According to Saida Idrissi, over 15 million hectares of land across the kingdom falls under the soulala system. Over 10 million people have claims to using the land. Based on that figure, the issue affects approximately 5 million Moroccan women. Until the new laws passed in August, the main legal texts governing soulala lands were the Dahirs of 1919 and 1969, which upheld the power of the “orf.”
“Before, the men were more responsible, they took care of their mothers, sisters and nieces, the system worked. Now, everyone is just looking to profit,” says Bellot. She has been one of the movement’s figureheads since its early days. She is from the Lhadada commune in Morocco’s Gharb region, which includes Rabat, Sale, and Kenitra. Although the movement has expanded nationwide, the Gharb region is still considered its epicenter.
“Women have always contributed to the lands. They have always worked alongside the men in agriculture, in addition to tending to the home and raising children,” Bellot comments.
“The situation was illogical, unnatural. Women have worked those lands and were just as entitled to them as men, but they would be denied and their rights trampled on. Women would invest in the land and work on it. Many would build houses on the small plots they owned, only to be kicked out when their brothers got married and wanted to start a family” insists Bellot.
With Morocco’s rising economy and expanding cities, many soulala lands have been purchased through public domain or private acquisitions. The money goes into an account managed by the office for rural affairs at the Ministry of the Interior. It is then supposed to be distributed according to the official lists of rightful claimants presented by the “nuwab,” the elected representatives of the soulala.
Before the administrative circular of 2009, the nuwab omitted the names of women from those lists.
When Bellot started working on this issue back in 2007, she faced plenty of resistance, not only from local representatives, but also from the NGOs she reached out to for help. “Nobody wanted to touch this topic, it was too complicated, too risky,” she says.
Bellot went to see the Democratic Association of Women in Morocco, ADFM, who finally gave her the support and attention she was looking for. The ADFM rallied women to the cause, providing awareness campaigns among those affected and lobbying before the government.
Incremental Progress
The hard work accomplished by the movement began to bear fruit. The first real progress was seen on the issue in 2009, when the Ministry of the Interior issued an administrative circular stating that the Office for Rural Affairs would refuse to consider lists which did not include women.
However, the burden was still on women to present themselves and try to get their names put on the registry of legitimate claimants.
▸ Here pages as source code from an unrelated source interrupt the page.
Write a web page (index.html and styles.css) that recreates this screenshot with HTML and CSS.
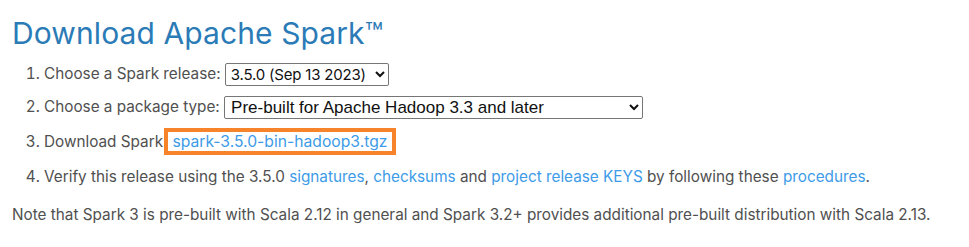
FILE: index.html
```html
<!DOCTYPE html>
<html lang="en">
<head>
  <meta charset="UTF-8" />
  <meta name="viewport" content="width=device-width, initial-scale=1.0"/>
  <title>Download Apache Spark</title>
  <link rel="stylesheet" href="styles.css">
</head>
<body>

  <h2 class="page-title">Download Apache Spark™</h2>

  <ol class="steps">
    <li>
      Choose a Spark release:
      <select class="release-select">
        <option>3.5.0 (Sep 13 2023)</option>
      </select>
    </li>
    <li>
      Choose a package type:
      <select class="package-select">
        <option>Pre-built for Apache Hadoop 3.3 and later</option>
      </select>
    </li>
    <li>
      Download Spark <span class="highlight"><a href="#">spark-3.5.0-bin-hadoop3.tgz</a></span>
    </li>
    <li>
      Verify this release using the 3.5.0 <a href="#">signatures</a>, <a href="#">checksums</a> and
      <a href="#">project release KEYS</a> by following these <a href="#">procedures</a>.
    </li>
  </ol>

  <p class="note">Note that Spark 3 is pre-built with Scala 2.12 in general and Spark 3.2+ provides additional pre-built distribution with Scala 2.13.</p>

</body>
</html>
```

FILE: styles.css
```css
body {
  margin: 0;
  padding: 0 12px;
  font-family: Inter, 'Open Sans', sans-serif;
  font-size: 15.3px;
  color: #505050;
  background: #fff;
}

a {
  color: #3d9be8;
  text-decoration: none;
}

.page-title {
  margin: 15px 0 6px;
  font-size: 30px;
  font-weight: 400;
  color: #2b7bb7;
  letter-spacing: 0.1px;
}

.steps {
  margin: 0;
  padding-left: 32px;
}

.steps li {
  line-height: 33px;
}

.steps li:nth-child(3) {
  line-height: 37px;
}

.release-select,
.package-select {
  color: #111;
  height: 23px;
  padding: 0 0 0 2px;
  border: 1px solid #767676;
  border-radius: 2px;
  background: #fff;
  vertical-align: middle;
}

.release-select {
  font-family: Inter, sans-serif;
  font-size: 15px;
  letter-spacing: -0.2px;
  padding-left: 1px;
  width: 164px;
}

.package-select {
  font-family: 'Liberation Sans', Arial, sans-serif;
  font-size: 17px;
  width: 419px;
}

.highlight {
  border: 4px solid #f7842a;
  margin-left: -3px;
  padding: 0 5px 0 4px;
}

.highlight a {
  font-size: 15.7px;
}

.note {
  margin: 12px 0 0;
  line-height: 20px;
}
```
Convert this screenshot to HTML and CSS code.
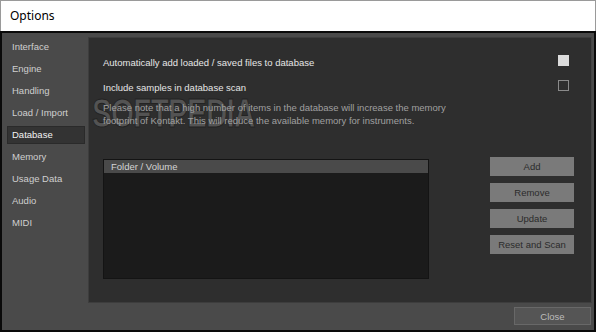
FILE: index.html
```html
<!DOCTYPE html>
<html>
<head>
<meta charset="utf-8">
<link rel="stylesheet" href="styles.css">
</head>
<body>
<div class="titlebar">Options</div>
<div class="window">
  <div class="main">
    <ul class="sidebar">
      <li class="item">Interface</li>
      <li class="item">Engine</li>
      <li class="item">Handling</li>
      <li class="item">Load / Import</li>
      <li class="item selected">Database</li>
      <li class="item">Memory</li>
      <li class="item">Usage Data</li>
      <li class="item">Audio</li>
      <li class="item">MIDI</li>
    </ul>
    <div class="panel">
      <div class="watermark">SOFTPEDIA</div>
      <div class="row">
        <span class="label">Automatically add loaded / saved files to database</span>
        <span class="check checked"></span>
      </div>
      <div class="row">
        <span class="label">Include samples in database scan</span>
        <span class="check"></span>
      </div>
      <p class="note">Please note that a high number of items in the database will increase the memory<br>footprint of Kontakt. This will reduce the available memory for instruments.</p>
      <div class="lower">
        <div class="list">
          <div class="list-head">Folder / Volume</div>
          <div class="list-body"></div>
        </div>
        <div class="buttons">
          <button class="btn">Add</button>
          <button class="btn">Remove</button>
          <button class="btn">Update</button>
          <button class="btn">Reset and Scan</button>
        </div>
      </div>
    </div>
  </div>
  <div class="footer">
    <button class="close">Close</button>
  </div>
</div>
</body>
</html>
```

FILE: styles.css
```css
html, body {
  margin: 0;
  padding: 0;
  background: #ffffff;
  width: 596px;
  height: 334px;
  overflow: hidden;
}

.titlebar {
  height: 31px;
  box-sizing: border-box;
  border-top: 1px solid #9a9a9a;
  border-left: 1px solid #9a9a9a;
  border-right: 1px solid #9a9a9a;
  padding-left: 9px;
  font-family: "Noto Sans", "Liberation Sans", sans-serif;
  font-size: 12px;
  line-height: 30px;
  color: #000;
  background: #fff;
}

.window {
  box-sizing: border-box;
  width: 596px;
  height: 301px;
  background: #4a4a4a;
  border: 2px solid #0a0a0a;
  display: flex;
  flex-direction: column;
  font-family: "Liberation Sans", "DejaVu Sans", sans-serif;
  font-size: 9.5px;
}

.main {
  display: flex;
  margin-top: 4px;
  height: 266px;
}

.sidebar {
  list-style: none;
  margin: 0;
  padding: 1px 3px 0 5px;
  width: 78px;
  display: flex;
  flex-direction: column;
  gap: 4px;
}

.item {
  height: 18px;
  line-height: 18px;
  padding-left: 5px;
  color: #cfcfcf;
  box-sizing: border-box;
}

.item.selected {
  background: #333333;
  border: 1px solid #2a2a2a;
  line-height: 16px;
  padding-left: 4px;
  color: #f2f2f2;
}

.panel {
  position: relative;
  flex: 1;
  margin-right: 2px;
  background: #2e2e2e;
  border: 1px solid #3d3d3d;
  border-right-color: #444;
  padding: 17px 22px 0 14px;
  box-sizing: border-box;
  overflow: hidden;
}

.row {
  display: flex;
  align-items: center;
  justify-content: space-between;
  height: 11px;
  margin-bottom: 14px;
  color: #e6e6e6;
}

.label {
  padding-top: 3px;
}

.check {
  width: 11px;
  height: 11px;
  box-sizing: border-box;
  border: 1px solid #8a8a8a;
}

.check.checked {
  background: #dcdcdc;
  border-color: #dcdcdc;
}

.note {
  position: relative;
  z-index: 1;
  margin: -4px 0 0 0;
  line-height: 13.3px;
  color: #a0a0a0;
}

.lower {
  display: flex;
  margin-top: 29px;
}

.list {
  margin-top: 2px;
  width: 326px;
  height: 120px;
  box-sizing: border-box;
  border: 1px solid #141414;
  background: #1b1b1b;
  display: flex;
  flex-direction: column;
}

.list-head {
  height: 13px;
  line-height: 13px;
  background: #4a4a4a;
  color: #d4d4d4;
  padding-left: 7px;
}

.list-body {
  flex: 1;
}

.buttons {
  margin-left: auto;
  margin-right: -5px;
  display: flex;
  flex-direction: column;
  gap: 7px;
}

.btn {
  width: 84px;
  height: 19px;
  margin: 0;
  padding: 0;
  border: none;
  background: #7a7a7a;
  color: #2b2b2b;
  font-family: "Liberation Sans", "DejaVu Sans", sans-serif;
  font-size: 9.5px;
}

.footer {
  flex: 1;
  display: flex;
  justify-content: flex-end;
  align-items: flex-start;
  padding: 4px 3px 0 0;
}

.close {
  width: 77px;
  height: 18px;
  margin: 0;
  padding: 0;
  background: #555555;
  border: 1px solid #686868;
  color: #bdbdbd;
  font-family: "Liberation Sans", "DejaVu Sans", sans-serif;
  font-size: 9.5px;
}

.watermark {
  position: absolute;
  z-index: 0;
  left: 3px;
  top: 60px;
  font-family: "Liberation Sans", sans-serif;
  font-weight: bold;
  font-size: 40px;
  line-height: 30px;
  height: 30px;
  letter-spacing: -1px;
  transform: scaleX(0.74);
  transform-origin: left top;
  color: #535353;
  -webkit-text-stroke: 1px #232323;
  pointer-events: none;
}
```
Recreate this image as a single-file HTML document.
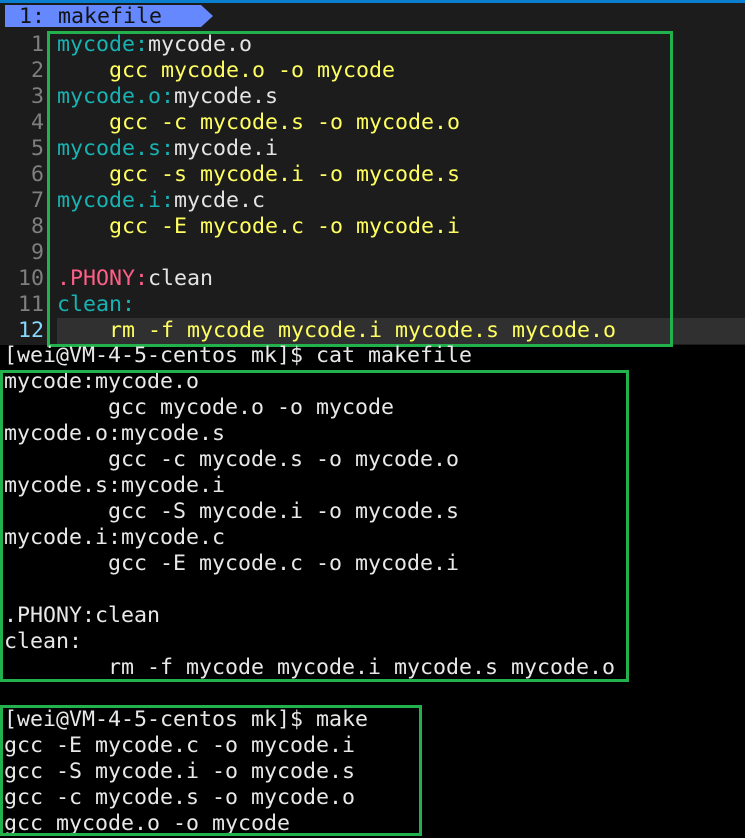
<!DOCTYPE html>
<html><head><style>
body{margin:0;width:745px;height:836px;background:#000;overflow:hidden;position:relative;font-family:"DejaVu Sans Mono","Liberation Mono",monospace;font-size:21.6px}
.ed{position:absolute;left:0;top:3px;width:745px;height:342px;background:#1c1c1c}
.topline{position:absolute;left:0;top:0;width:745px;height:3px;background:#0a7fd0}
.tab{position:absolute;left:5px;top:5px;height:22px;width:196px;background:#6688ff;color:#121212;line-height:23px;padding-left:14px;box-sizing:border-box}
.arrow{position:absolute;left:201px;top:5px;width:0;height:0;border-top:11px solid transparent;border-bottom:11px solid transparent;border-left:12px solid #6688ff}
.l{position:absolute;white-space:pre;line-height:28px;height:26px}
.n{position:absolute;left:0;width:44px;text-align:right;color:#7f7f7f;line-height:28px}
.c{color:#17b2b2}.w{color:#e4e4e4}.y{color:#ffff5f}.r{color:#ff5f87}
.t{color:#e8e8e8;left:4px}
.box{position:absolute;border:3px solid #23b14d;box-sizing:border-box}
</style></head><body>
<div class="topline"></div>
<div class="ed"></div>
<div class="tab">1: makefile</div><div class="arrow"></div>
<div style="position:absolute;left:57px;top:318px;width:688px;height:26px;background:#303030"></div>
<div class="n" style="top:31px">1</div><div class="l" style="left:57px;top:31px"><span class="c">mycode:</span><span class="w">mycode.o</span></div>
<div class="n" style="top:57px">2</div><div class="l y" style="left:57px;top:57px">    gcc mycode.o -o mycode</div>
<div class="n" style="top:83px">3</div><div class="l" style="left:57px;top:83px"><span class="c">mycode.o:</span><span class="w">mycode.s</span></div>
<div class="n" style="top:109px">4</div><div class="l y" style="left:57px;top:109px">    gcc -c mycode.s -o mycode.o</div>
<div class="n" style="top:135px">5</div><div class="l" style="left:57px;top:135px"><span class="c">mycode.s:</span><span class="w">mycode.i</span></div>
<div class="n" style="top:161px">6</div><div class="l y" style="left:57px;top:161px">    gcc -s mycode.i -o mycode.s</div>
<div class="n" style="top:187px">7</div><div class="l" style="left:57px;top:187px"><span class="c">mycode.i:</span><span class="w">mycde.c</span></div>
<div class="n" style="top:213px">8</div><div class="l y" style="left:57px;top:213px">    gcc -E mycode.c -o mycode.i</div>
<div class="n" style="top:239px">9</div>
<div class="n" style="top:265px">10</div><div class="l" style="left:57px;top:265px"><span class="r">.PHONY:</span><span class="w">clean</span></div>
<div class="n" style="top:291px">11</div><div class="l c" style="left:57px;top:291px">clean:</div>
<div class="n" style="top:317px;color:#87d7ff">12</div><div class="l y" style="left:57px;top:317px">    rm -f mycode mycode.i mycode.s mycode.o</div>
<div class="box" style="left:47px;top:31px;width:626px;height:316px"></div>

<div class="l t" style="top:342px">[wei@VM-4-5-centos mk]$ cat makefile</div>
<div class="l t" style="top:368px">mycode:mycode.o</div>
<div class="l t" style="top:394px">        gcc mycode.o -o mycode</div>
<div class="l t" style="top:420px">mycode.o:mycode.s</div>
<div class="l t" style="top:446px">        gcc -c mycode.s -o mycode.o</div>
<div class="l t" style="top:472px">mycode.s:mycode.i</div>
<div class="l t" style="top:498px">        gcc -S mycode.i -o mycode.s</div>
<div class="l t" style="top:524px">mycode.i:mycode.c</div>
<div class="l t" style="top:550px">        gcc -E mycode.c -o mycode.i</div>
<div class="l t" style="top:602px">.PHONY:clean</div>
<div class="l t" style="top:628px">clean:</div>
<div class="l t" style="top:654px">        rm -f mycode mycode.i mycode.s mycode.o</div>
<div class="box" style="left:0;top:370px;width:629px;height:312px"></div>

<div class="l t" style="top:706px">[wei@VM-4-5-centos mk]$ make</div>
<div class="l t" style="top:732px">gcc -E mycode.c -o mycode.i</div>
<div class="l t" style="top:758px">gcc -S mycode.i -o mycode.s</div>
<div class="l t" style="top:784px">gcc -c mycode.s -o mycode.o</div>
<div class="l t" style="top:810px">gcc mycode.o -o mycode</div>
<div class="box" style="left:0;top:705px;width:422px;height:131px"></div>
</body></html>
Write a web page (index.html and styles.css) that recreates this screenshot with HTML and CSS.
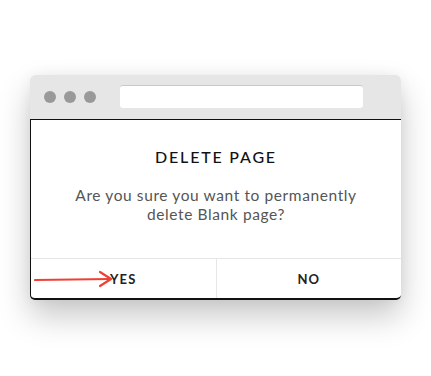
FILE: index.html
```html
<!DOCTYPE html>
<html>
<head>
<meta charset="utf-8">
<link rel="stylesheet" href="styles.css">
</head>
<body>
<div class="window">
  <div class="titlebar">
    <div class="dots"><span class="dot"></span><span class="dot"></span><span class="dot"></span></div>
    <div class="address"></div>
  </div>
  <div class="dialog">
    <div class="content">
      <h1 class="title">DELETE PAGE</h1>
      <p class="message">Are you sure you want to permanently<br>delete Blank page?</p>
    </div>
    <div class="actions">
      <div class="btn yes">
        <svg class="arrow" width="80" height="20" viewBox="0 0 80 20">
          <path d="M1 11 L76 10" stroke="#ee4035" stroke-width="2.2" fill="none" stroke-linecap="round"/>
          <path d="M66 3 L77 10 L66 17" stroke="#ee4035" stroke-width="2.2" fill="none" stroke-linecap="round" stroke-linejoin="round"/>
        </svg>
        YES
      </div>
      <div class="btn no">NO</div>
    </div>
  </div>
</div>
</body>
</html>
```
FILE: styles.css
```css
html, body {
  margin: 0;
  padding: 0;
  background: #ffffff;
}
body {
  padding: 75px 0 60px 30px;
  font-family: Lato, "Open Sans", sans-serif;
}
.window {
  width: 371px;
  height: 225px;
  border-radius: 6px 6px 5px 5px;
  background: #e6e6e6;
  box-shadow: 0 16px 32px rgba(0, 0, 0, 0.22), 0 0 14px rgba(0, 0, 0, 0.05);
  display: flex;
  flex-direction: column;
}
.titlebar {
  height: 44px;
  display: flex;
  align-items: center;
  padding: 0 0 0 14px;
  gap: 24px;
}
.dots {
  display: flex;
  gap: 8px;
}
.dot {
  width: 12px;
  height: 12px;
  border-radius: 50%;
  background: #999999;
}
.address {
  width: 243px;
  height: 23px;
  background: #ffffff;
  border-radius: 3px;
  border-top: 1px solid #c9c9c9;
  box-sizing: border-box;
  margin-top: -1px;
}
.dialog {
  flex: 1;
  background: #ffffff;
  border-top: 1px solid #111;
  border-left: 1px solid #111;
  border-bottom: 2px solid #111;
  border-radius: 0 0 5px 5px;
  display: flex;
  flex-direction: column;
}
.content {
  flex: 1;
  text-align: center;
}
.title {
  margin: 27px 0 0;
  font-size: 16px;
  font-weight: 500;
  letter-spacing: 1.8px;
  color: #111;
  line-height: 20px;
}
.message {
  margin: 19px 0 0;
  font-size: 15.5px;
  line-height: 19px;
  color: #555;
  letter-spacing: 0.6px;
}
.actions {
  height: 39px;
  border-top: 1px solid #e6e6e6;
  display: flex;
}
.btn {
  flex: 1;
  display: flex;
  align-items: center;
  justify-content: center;
  font-size: 13px;
  font-weight: 700;
  color: #222;
  letter-spacing: 1.1px;
  position: relative;
}
.yes {
  border-right: 1px solid #e6e6e6;
}
.arrow {
  position: absolute;
  left: 3px;
  top: 10px;
}
```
As Bellot affirms: “When women try to claim their lands, they still hear: This is none of your business. Only men have the right to use these lands. This is what our traditions say.”
“Since the movement for Soulalyat rights has started, the Office for Rural affairs and everyone in the central administration has always been very helpful. However, we faced and still face a great deal of resistance from local officials.”
Many of the nuwab would outright ignore the provisions of the circular, feigning ignorance or citing the supremacy of the “orf.”
Some women faced threats from male family members if they tried to put themselves on the list. “Many men threatened to divorce their wives if they put their names forward,” Bellot says. For women in rural areas who still depend heavily on their husbands for support and where divorce is a social taboo, this is a sizeable threat.
A long road ahead
For many of the women and activists involved with this topic, the new laws are only the first step to guaranteeing true equality for soulalyat women. As Saida Idrissi points out, “Authorities must make it easier for these women to access information. Much work still needs to be done to guarantee access to information and administrative services.”
For rural women in Morocco, poverty rates are high and illiteracy rates are even higher. In 2015, seven out of 10 rural women had never had access to formal education. Despite the many efforts by NGOs and the Ministry of the Interior to empower women, they still face barriers when it comes to claiming their birth rights.
In addition, the procedure for women to claim their rights is still difficult. According to Bellot, women first have to submit a claim to the local “kaid” and the local “naib,” or representative. If at this stage the woman’s claim is refused, she must then submit a complaint to the Office for Rural Affairs at the Ministry of the Interior. If her case is subsequently dismissed, she can now, thanks to the new laws, go to court.
The process is both lengthy and financially draining for women, many of whom are working in agriculture, have families to care for, and have to incur the costs and time burden of hiring a lawyer and handling the legal procedures. According to Bellot, it can take up to a year or two and cost up to MAD 5,000. For many women living in rural areas in Morocco, that is a fortune.
“There is still a lot of resistance, many men still want to keep the lands and profits to themselves, even educated men go back to the ‘orf’ when it suits them. Although things have been changing, [and] more women have been able to sit on the nuwab councils,” Bellot says.
“What we really need is an awareness campaign. We need these laws to trickle down into the ground. We need local officials to be aware of the laws and to apply them. Laws by themselves will not change much unless there is genuine awareness and punishment for those who break them.”